Over the years I’ve learned that I need to curb my activities when I speak to others and sculpt my words less with the motion in my hands and more with the choice of my words.  This, of course, allows the person I am speaking to to be less focused on these big, swinging arms that I am waiving around and more on my topic.  I also notice that when I speak with young people, it’s better that I fold my hands together behind my back or place them in my pockets and not square up my shoulders to them so as to not seem too physically engaging.

There are many other examples of the conscious effort I make not to subconsciously affront people.  But suffice it to say that we all expend a great deal of energy communicating our information to others.  So it makes sense that we should also pay a certain amount of attention to whether or not these efforts may be misaligned or misdirected.

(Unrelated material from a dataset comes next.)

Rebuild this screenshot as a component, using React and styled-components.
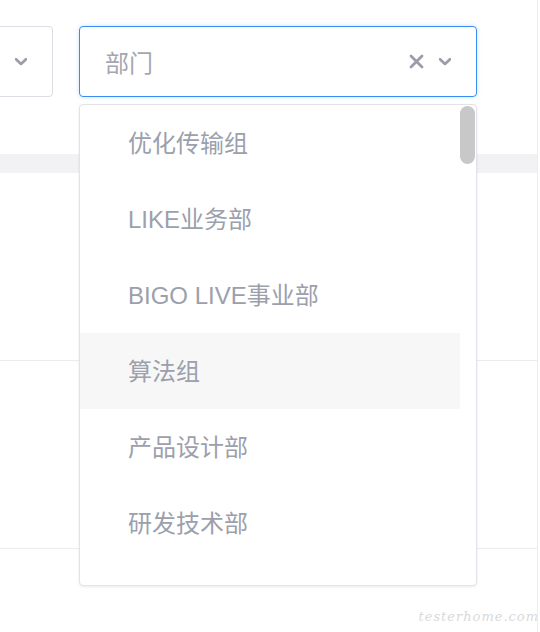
import React from 'react';
import styled, { createGlobalStyle } from 'styled-components';

const GlobalStyle = createGlobalStyle`
  html, body {
    margin: 0;
    padding: 0;
    background: #ffffff;
  }
  body {
    font-family: "Liberation Sans", "Noto Sans CJK SC", sans-serif;
  }
`;

const Page = styled.div`
  position: relative;
  width: 537px;
  height: 632px;
  border-right: 1px solid #ededf0;
  overflow: hidden;
`;

const FilterBar = styled.div`
  height: 154px;
  display: flex;
  justify-content: flex-end;
  align-items: flex-start;
  gap: 26px;
  padding: 26px 60px 0 0;
  box-sizing: border-box;
`;

const SelectWrap = styled.div`
  position: relative;
  flex: 0 0 ${p => p.width}px;
`;

const SelectBox = styled.div`
  height: 71px;
  box-sizing: border-box;
  border: 1px solid ${p => (p.active ? '#3a8df0' : '#dcdde2')};
  border-radius: 4px;
  box-shadow: ${p => (p.active ? '0 0 4px rgba(64, 150, 255, 0.28)' : 'none')};
  display: flex;
  align-items: center;
  padding: 0 25px 0 25px;
  background: #fff;
`;

const Placeholder = styled.span`
  flex: 1;
  font-size: 24px;
  color: #a4a6b2;
`;

const IconSlot = styled.span`
  display: flex;
  align-items: center;
  margin-left: ${p => p.gap || 0}px;
`;

const Divider = styled.div`
  height: 19px;
  background: #f2f2f4;
`;

const TableRow = styled.div`
  height: 187px;
  border-bottom: 1px solid #ececef;
`;

const Dropdown = styled.div`
  position: absolute;
  top: 78px;
  left: 0;
  right: 0;
  height: 482px;
  box-sizing: border-box;
  background: #fff;
  border: 1px solid #e2e3e8;
  border-radius: 4px;
  box-shadow: 0 1px 3px rgba(0, 0, 0, 0.08);
  overflow: hidden;
  z-index: 10;
`;

const OptionList = styled.ul`
  list-style: none;
  margin: 0;
  padding: 0 16px 0 0;
`;

const Option = styled.li`
  height: 76px;
  box-sizing: border-box;
  display: flex;
  align-items: center;
  padding: 0 0 3px 48px;
  font-size: 24px;
  color: #9c9fac;
  white-space: nowrap;
  background: ${p => (p.hover ? '#f7f7f8' : 'transparent')};
`;

const ScrollThumb = styled.div`
  position: absolute;
  top: 1px;
  right: 1px;
  width: 15px;
  height: 58px;
  border-radius: 8px;
  background: #c8c8c9;
`;

const Watermark = styled.div`
  position: absolute;
  right: -2px;
  bottom: 8px;
  font-family: "DejaVu Serif", serif;
  font-style: italic;
  font-size: 13px;
  letter-spacing: 1px;
  color: #d9d9dc;
`;

const Chevron = () => (
  <svg width="12" height="8" viewBox="0 0 12 8">
    <path d="M1 1.2 L6 6 L11 1.2" fill="none" stroke="#9a9ca8" strokeWidth="2.6" strokeLinecap="round" strokeLinejoin="round" />
  </svg>
);

const Clear = () => (
  <svg width="15" height="15" viewBox="0 0 15 15">
    <path d="M2 2 L13 13 M13 2 L2 13" stroke="#9a9ca8" strokeWidth="2.8" strokeLinecap="round" />
  </svg>
);

const departments = [
  '优化传输组',
  'LIKE业务部',
  'BIGO LIVE事业部',
  '算法组',
  '产品设计部',
  '研发技术部',
];

const App = () => {
  return (
    <>
      <GlobalStyle />
      <Page>
        <FilterBar>
          <SelectWrap width={200}>
            <SelectBox>
              <Placeholder />
              <IconSlot>
                <Chevron />
              </IconSlot>
            </SelectBox>
          </SelectWrap>
          <SelectWrap width={398}>
            <SelectBox active>
              <Placeholder>部门</Placeholder>
              <IconSlot>
                <Clear />
              </IconSlot>
              <IconSlot gap={15}>
                <Chevron />
              </IconSlot>
            </SelectBox>
            <Dropdown>
              <OptionList>
                {departments.map((d, i) => (
                  <Option key={d} hover={i === 3}>
                    {d}
                  </Option>
                ))}
              </OptionList>
              <ScrollThumb />
            </Dropdown>
          </SelectWrap>
        </FilterBar>
        <Divider />
        <TableRow />
        <TableRow />
        <Watermark>testerhome.com</Watermark>
      </Page>
    </>
  );
};

export default App;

There’s really no way to measure how much of what we say comes across differently than we intend.  The best we can hope to do is to come close to getting our ideas out there.  But if we take the time to investigate how we come across to others, we can maximize our efforts and use our best attributes to our advantage.

This will also go a long way in letting us know of items in our lives or about our appearance that we might like to change or do away with altogether.  After all, if what we’re trying to communicate is only lost in a sea of actions or visual attributes that are working counter to our aims, we would benefit from knowing of that which stands in the way of our interpersonal contact with others.

This may well be the difference between connecting with people in that new place that we visit along our travels, and missing opportunity after opportunity to get a deeper sense of the foreign cultures which we’re exploring.